Saul and I were on our way to Baltimore on Sunday bright and early so that we could all have brunch together and get on the road back early enough so that Elaine would not have to make the hour-long drive back to Cranberry from our house in the dark. After a half-hour wait at a crowded, but wonderful, restaurant called First Watch, near Jess and Alex’s home, we had our delicious brunch together and got on the road a short time later. Elaine had picked up a terrible sore throat, congestion and fever over the weekend and we felt really awful that she was going to have to make her hour-long drive feeling that way and, as it turned out, in the dark because the dark fell so early that night. Thankfully, she made it home okay with Shana and was on antibiotics the next day.

I spent most of the past week baking cookies for our family cookie extravaganza, which took place last night.

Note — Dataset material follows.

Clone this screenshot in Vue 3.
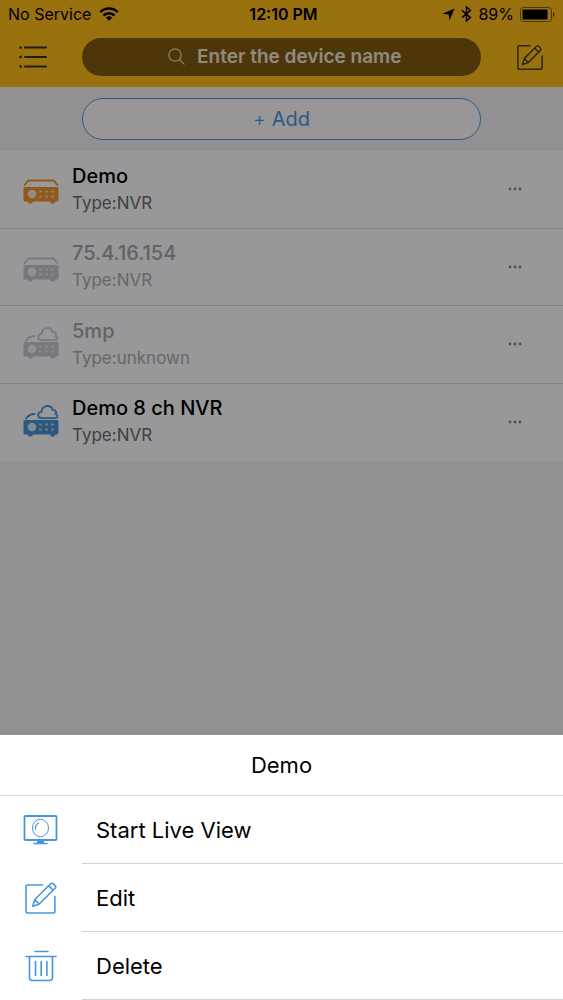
<script setup>
import { ref } from 'vue'

const query = ref('')
const devices = [
  { name: 'Demo', type: 'NVR', tone: 'orange', cloud: false, online: true },
  { name: '75.4.16.154', type: 'NVR', tone: 'grey', cloud: false, online: false },
  { name: '5mp', type: 'unknown', tone: 'grey', cloud: true, online: false },
  { name: 'Demo 8 ch NVR', type: 'NVR', tone: 'blue', cloud: true, online: true },
]
const actions = [
  { label: 'Start Live View', icon: 'monitor' },
  { label: 'Edit', icon: 'edit' },
  { label: 'Delete', icon: 'trash' },
]
</script>

<template>
  <div class="screen">
    <header class="top">
      <div class="status">
        <div class="status-side">
          <span>No Service</span>
          <svg width="20" height="14" viewBox="0 0 20 14" aria-hidden="true">
            <g fill="none" stroke="#000" stroke-width="2.6">
              <path d="M1.3 5.1a12.4 12.4 0 0 1 17.4 0" />
              <path d="M4.5 8.5a7.8 7.8 0 0 1 11 0" />
            </g>
            <path d="M10 13.8l-3-3.1a4.3 4.3 0 0 1 6 0z" />
          </svg>
        </div>
        <strong class="clock">12:10 PM</strong>
        <div class="status-side end">
          <svg width="13" height="13" viewBox="0 0 13 13" aria-hidden="true"><path d="M12.6.4L7.4 12.6 6.7 6.4.4 5.7z" /></svg>
          <svg width="11" height="16" viewBox="0 0 11 16" aria-hidden="true">
            <path d="M1 4.4l8.4 7.2L5.5 15V1l3.9 3.4L1 11.6" fill="none" stroke="#000" stroke-width="1.4" />
          </svg>
          <span>89%</span>
          <svg width="35" height="15" viewBox="0 0 35 15" aria-hidden="true">
            <rect x=".5" y=".5" width="31" height="14" rx="3" fill="none" stroke="#000" stroke-opacity=".5" />
            <rect x="2.5" y="2.5" width="25" height="10" rx="1" />
            <path d="M33 5c2 .7 2 4.3 0 5z" fill-opacity=".6" />
          </svg>
        </div>
      </div>
      <div class="nav">
        <button class="icon-button" type="button" aria-label="Menu">
          <svg width="28" height="24" viewBox="0 0 28 24" fill="none" stroke="#36301c" stroke-linecap="round" stroke-width="2">
            <path d="M6 2.500h21M6 12h21M6 21.500h21" />
            <path d="M1.500 2.500h.2M1.500 12h.2M1.500 21.500h.2" stroke-width="2.400" />
          </svg>
        </button>
        <label class="search">
          <svg width="17" height="17" viewBox="0 0 17 17" fill="none" stroke="#e8d2a8" stroke-width="1.3" stroke-linecap="round" aria-hidden="true">
            <circle cx="7" cy="7" r="6.200" /><path d="M11.500 11.500l4.600 4.600" />
          </svg>
          <input v-model="query" type="text" placeholder="Enter the device name" aria-label="Enter the device name">
        </label>
        <button class="icon-button" type="button" aria-label="Edit devices">
          <svg width="28" height="28" viewBox="0 0 30 30" fill="none" stroke="#4d4024" stroke-width="1.6" stroke-linejoin="round" stroke-linecap="round">
            <path d="M15 3H3a1 1 0 0 0-1 1v23a1 1 0 0 0 1 1h24a1 1 0 0 0 1-1V14" />
            <path d="M7 23l2-6.500L22 3.500q1.300-1 2.600.2l1.600 1.600q1.200 1.300 0 2.600L13 21zM20 5.500l4.200 4.200M9 16.600l4 4.200" />
          </svg>
        </button>
      </div>
    </header>

    <div class="add-bar">
      <button class="add" type="button"><span class="plus">+</span> Add</button>
    </div>

    <ul class="devices">
      <li v-for="d in devices" :key="d.name" class="device" :class="{ offline: !d.online }">
        <svg class="device-icon" :class="d.tone" width="38" height="34" viewBox="0 0 38 34" aria-hidden="true">
          <path v-if="!d.cloud" class="line" d="M2.500 13l3-3.600q.7-.9 2-.9h23q1.300 0 2 .9l3 3.600" />
          <g v-else class="line">
            <path d="M4 13.500q3.500-4.500 8.500-4.500" />
            <path d="M19.500 13.200c-4.500-.3-4.500-6 0-6.400C20-.2 29-.8 30.500 4.800c3.800-.2 4.200 3.400 3 4.200 3 1 2.200 4.200-.5 4.200z" />
          </g>
          <path class="body" d="M3 15h32q1.500 0 1.500 1.500v11.500q0 1.500-1.500 1.500h-1.500l-1.500 2h-3l-1-2H11l-1 2H7l-1.500-2H3q-1.500 0-1.500-1.500V16.500Q1.500 15 3 15z" />
          <circle class="hole" cx="10" cy="22" r="4.300" />
          <g class="hole faint">
            <rect x="17" y="18.500" width="3" height="2" /><rect x="23" y="18.500" width="3" height="2" /><rect x="29" y="18.500" width="3" height="2" />
            <rect x="17" y="23.500" width="3" height="2" /><rect x="23" y="23.500" width="3" height="2" /><rect x="29" y="23.500" width="3" height="2" />
          </g>
        </svg>
        <div class="device-text">
          <div class="name">{{ d.name }}</div>
          <div class="type">Type:{{ d.type }}</div>
        </div>
        <button class="more" type="button" :aria-label="'More options for ' + d.name">
          <svg width="14" height="4" viewBox="0 0 14 4" fill="#85838a"><circle cx="2" cy="2" r="1.400" /><circle cx="7" cy="2" r="1.400" /><circle cx="12" cy="2" r="1.400" /></svg>
        </button>
      </li>
    </ul>

    <div class="overlay">
      <section class="sheet" role="dialog" aria-labelledby="sheet-title">
        <h2 id="sheet-title">Demo</h2>
        <button v-for="a in actions" :key="a.label" class="action" type="button">
          <span class="action-icon">
            <svg v-if="a.icon === 'monitor'" width="36" height="32" viewBox="0 0 36 32" fill="none" stroke="#4796dc" stroke-width="1.500">
              <rect x="1.500" y="2" width="32" height="24" rx="1" stroke-width="1.800" />
              <ellipse cx="17.500" cy="14" rx="8" ry="8.700" stroke-width="1" />
              <path d="M12.500 15.500q-.5-5 3.500-6.500" stroke-width="1.300" />
              <path d="M14 26h7v3h-7z" fill="#4796dc" stroke="none" /><path d="M10.500 29.500h14" />
            </svg>
            <svg v-else-if="a.icon === 'edit'" width="32" height="32" viewBox="0 0 31 31" fill="none" stroke="#4796dc" stroke-width="1.500" stroke-linejoin="round" stroke-linecap="round">
              <path d="M17 3H2a1 1 0 0 0-1 1v25a1 1 0 0 0 1 1h26a1 1 0 0 0 1-1V14" />
              <path d="M7.500 23.500l2-6.500L25 1.600q1.300-1 2.600.2l1.600 1.600q1.200 1.300 0 2.600L13.500 21.500zM23 3.700l4.200 4.200M9.500 17l4 4.200" />
            </svg>
            <svg v-else width="34" height="32" viewBox="0 0 34 32" fill="none" stroke="#4796dc" stroke-width="1.600" stroke-linecap="round">
              <path d="M11 1.500h13M2 6.500h30M5.500 6.500v21q0 3 3 3h17q3 0 3-3v-21M11.500 11.500v14M17.200 11.500v14M22.900 11.500v14" />
            </svg>
          </span>
          <span class="action-label">{{ a.label }}</span>
        </button>
      </section>
    </div>
  </div>
</template>

<style>
html,
body {
  margin: 0;
  background: #f3f1f4;
}
</style>

<style scoped>
.screen {
  min-height: 100vh;
  background: #f3f1f4;
  color: #000;
  font-family: Inter, "Liberation Sans", sans-serif;
}
.screen * {
  box-sizing: border-box;
}
button,
input {
  margin: 0;
  padding: 0;
  border: 0;
  background: none;
  color: inherit;
  font: inherit;
}
svg {
  display: block;
  flex: none;
}
.top {
  background: #ffbc1a;
}
.status {
  display: grid;
  grid-template-columns: 1fr auto 1fr;
  align-items: center;
  height: 28px;
  padding: 0 8px;
  font-size: 16px;
}
.status-side {
  display: flex;
  align-items: center;
  gap: 8px;
}
.end {
  justify-content: flex-end;
  gap: 6px;
}
.clock {
  padding-left: 4px;
  font-weight: 600;
}
.nav {
  display: grid;
  grid-template-columns: 66px 1fr 66px;
  gap: 16px;
  align-items: center;
  padding-bottom: 2px;
  height: 59px;
}
.icon-button {
  display: flex;
  justify-content: center;
}
.search {
  display: flex;
  justify-content: center;
  align-items: center;
  gap: 12px;
  height: 38px;
  padding-left: 10px;
  border-radius: 19px;
  background: #805b12;
}
.search input {
  width: 208px;
  font-size: 19px;
  font-weight: 600;
  outline: none;
}
.search input::placeholder {
  color: #f3e6d4;
  opacity: 1;
}
.add-bar {
  padding: 11px 82px;
}
.add {
  width: 100%;
  height: 42px;
  border: 1px solid #4a9be0;
  border-radius: 21px;
  background: #fdfbff;
  color: #4a95d6;
  font-size: 20px;
}
.plus {
  font-weight: 300;
}
.devices {
  display: grid;
  grid-auto-rows: 1fr;
  min-height: 310px;
  margin: 0;
  padding: 0;
  background: #fefcff;
  list-style: none;
}
.device {
  display: grid;
  grid-template-columns: 38px 1fr 40px;
  column-gap: 12px;
  align-items: center;
  padding: 0 28px 0 22px;
  border-bottom: 1px solid #dddbe0;
}
.device:last-child {
  border-bottom-color: transparent;
}
.name {
  font-size: 20px;
  line-height: 27px;
  font-weight: 500;
}
.type {
  color: #6b696e;
  font-size: 17px;
  line-height: 26px;
}
.offline .name {
  color: #a5a3a8;
}
.offline .type {
  color: #adabb0;
}
.device-icon {
  color: #c5c9d2;
}
.device-icon.orange {
  color: #f2962f;
}
.device-icon.blue {
  color: #4a93d6;
}
.line {
  fill: none;
  stroke: currentColor;
  stroke-width: 1.8;
  stroke-linecap: round;
}
.body {
  fill: currentColor;
}
.hole {
  fill: #fff;
  fill-opacity: 0.8;
}
.faint {
  fill-opacity: 0.55;
}
.more {
  display: flex;
  justify-content: center;
  align-items: center;
  height: 40px;
}
.overlay {
  position: fixed;
  inset: 0;
  display: flex;
  flex-direction: column;
  justify-content: flex-end;
  background: rgba(0, 0, 0, 0.4);
}
.sheet {
  background: #fff;
}
.sheet h2 {
  margin: 0;
  padding: 16px 0;
  border-bottom: 1px solid #dcdadd;
  font-size: 22px;
  line-height: 28px;
  font-weight: 400;
  text-align: center;
}
.action {
  display: grid;
  grid-template-columns: 82px 1fr;
  align-items: center;
  width: 100%;
  height: 68px;
  text-align: left;
}
.action-icon {
  display: flex;
  justify-content: center;
}
.action-label {
  display: flex;
  align-items: center;
  height: 100%;
  padding-left: 14px;
  border-bottom: 1px solid #d3d1d4;
  font-size: 22px;
}
</style>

On Tuesday, Adele and I met Roxy at Blue Sage for lunch and we celebrated Adele’s birthday, which actually was on Monday. I was so pleased to be able to find the chocolate oranges at Trader Joe’s just recently that I used to always buy for Roxy on her birthday, and I gave a milk chocolate one to Roxy as a belated birthday gift, and a dark chocolate one to Adele for her birthday. On Wednesday and Thursday, Adele joined me, and we made some of the fancier cookies together. We had an incredibly delicious lunch at the Metropolitan Diner on Thursday before the family arrived, and Saul joined us for lunch about halfway through on his way home from school. Ken brought pizzas later that evening and the cookie wrapping went very smoothly. We were also joined by Randi, Larry, our friend, Larry, and Beth.

Saul had a long executive board meeting at school this morning, so I am writing this blog entry from his desk as we wait to leave for another weekend in Baltimore/DC.